[Request]
Quote every line as written. Omit pictures.

• • • •

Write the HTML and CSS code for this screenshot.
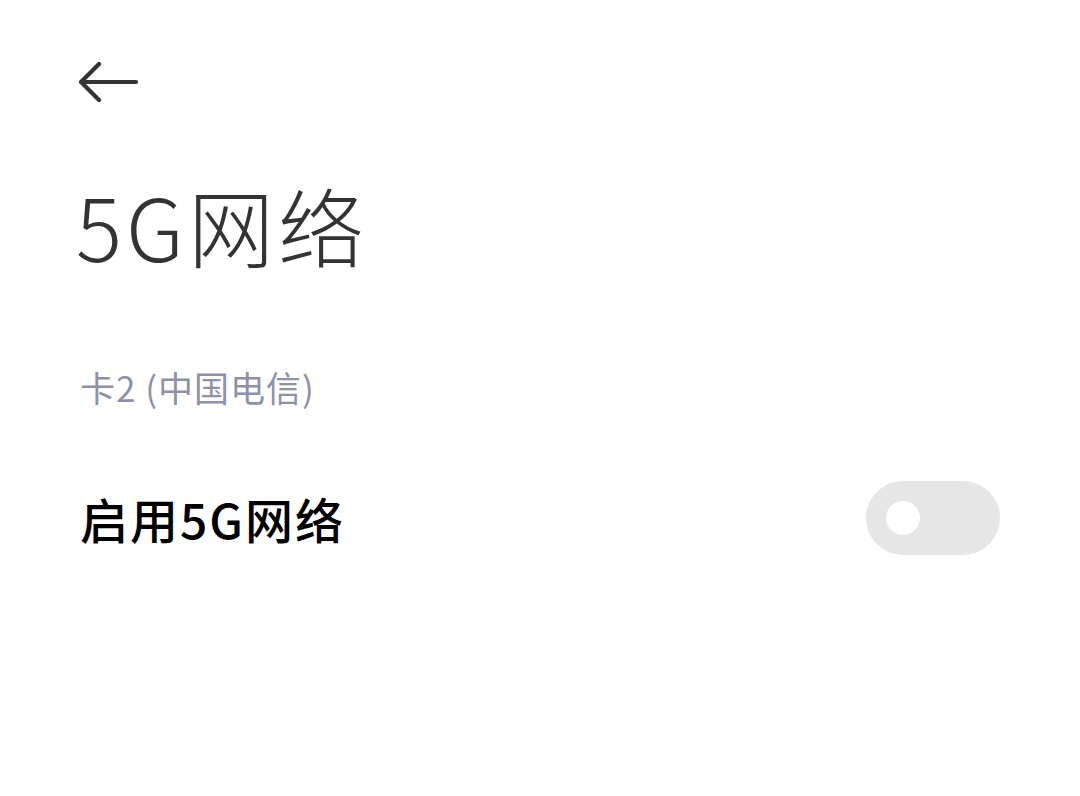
FILE: index.html
```html
<!DOCTYPE html>
<html lang="zh">
<head>
<meta charset="utf-8">
<link rel="stylesheet" href="styles.css">
</head>
<body>
<div class="page">
  <div class="topbar">
    <svg class="back" width="60" height="42" viewBox="0 0 60 42">
      <path d="M20 3 L2 21 L20 39 M2 21 H57" fill="none" stroke="#333" stroke-width="4.2" stroke-linecap="round" stroke-linejoin="round"/>
    </svg>
  </div>
  <h1 class="title">5G网络</h1>
  <div class="section">卡2 (中国电信)</div>
  <div class="row">
    <div class="label">启用5G网络</div>
    <div class="toggle"><div class="knob"></div></div>
  </div>
</div>
</body>
</html>
```
FILE: styles.css
```css
html, body {
  margin: 0;
  padding: 0;
  background: #ffffff;
}
.page {
  width: 1080px;
  height: 796px;
  font-family: "Noto Sans CJK SC", "Noto Sans", sans-serif;
  box-sizing: border-box;
  padding: 0 80px 0 79px;
}
.topbar {
  padding-top: 61px;
  height: 42px;
}
.back {
  display: block;
}
.title {
  margin: 62px 0 0 -3px;
  font-size: 86px;
  font-weight: 300;
  color: #333333;
  line-height: 120px;
  letter-spacing: 4px;
}
.section {
  margin-top: 78px;
  margin-left: 1px;
  font-size: 35px;
  color: #8d92a8;
  line-height: 48px;
  letter-spacing: 1px;
}
.row {
  margin-top: 70px;
  display: flex;
  align-items: center;
  justify-content: space-between;
}
.label {
  margin-left: 1px;
  font-size: 48px;
  font-weight: 500;
  color: #000000;
  line-height: 74px;
  letter-spacing: 2px;
}
.toggle {
  width: 134px;
  height: 74px;
  border-radius: 37px;
  background: #e6e6e6;
  display: flex;
  align-items: center;
  padding-left: 20px;
  box-sizing: border-box;
}
.knob {
  width: 34px;
  height: 34px;
  border-radius: 50%;
  background: #ffffff;
}
```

• • • •

[Reply]
Write the HTML and CSS code for this screenshot.
FILE: index.html
```html
<!DOCTYPE html>
<html lang="zh">
<head>
<meta charset="utf-8">
<link rel="stylesheet" href="styles.css">
</head>
<body>
<div class="page">
  <div class="topbar">
    <svg class="back" width="60" height="42" viewBox="0 0 60 42">
      <path d="M20 3 L2 21 L20 39 M2 21 H57" fill="none" stroke="#333" stroke-width="4.2" stroke-linecap="round" stroke-linejoin="round"/>
    </svg>
  </div>
  <h1 class="title">5G网络</h1>
  <div class="section">卡2 (中国电信)</div>
  <div class="row">
    <div class="label">启用5G网络</div>
    <div class="toggle"><div class="knob"></div></div>
  </div>
</div>
</body>
</html>
```
FILE: styles.css
```css
html, body {
  margin: 0;
  padding: 0;
  background: #ffffff;
}
.page {
  width: 1080px;
  height: 796px;
  font-family: "Noto Sans CJK SC", "Noto Sans", sans-serif;
  box-sizing: border-box;
  padding: 0 80px 0 79px;
}
.topbar {
  padding-top: 61px;
  height: 42px;
}
.back {
  display: block;
}
.title {
  margin: 62px 0 0 -3px;
  font-size: 86px;
  font-weight: 300;
  color: #333333;
  line-height: 120px;
  letter-spacing: 4px;
}
.section {
  margin-top: 78px;
  margin-left: 1px;
  font-size: 35px;
  color: #8d92a8;
  line-height: 48px;
  letter-spacing: 1px;
}
.row {
  margin-top: 70px;
  display: flex;
  align-items: center;
  justify-content: space-between;
}
.label {
  margin-left: 1px;
  font-size: 48px;
  font-weight: 500;
  color: #000000;
  line-height: 74px;
  letter-spacing: 2px;
}
.toggle {
  width: 134px;
  height: 74px;
  border-radius: 37px;
  background: #e6e6e6;
  display: flex;
  align-items: center;
  padding-left: 20px;
  box-sizing: border-box;
}
.knob {
  width: 34px;
  height: 34px;
  border-radius: 50%;
  background: #ffffff;
}
```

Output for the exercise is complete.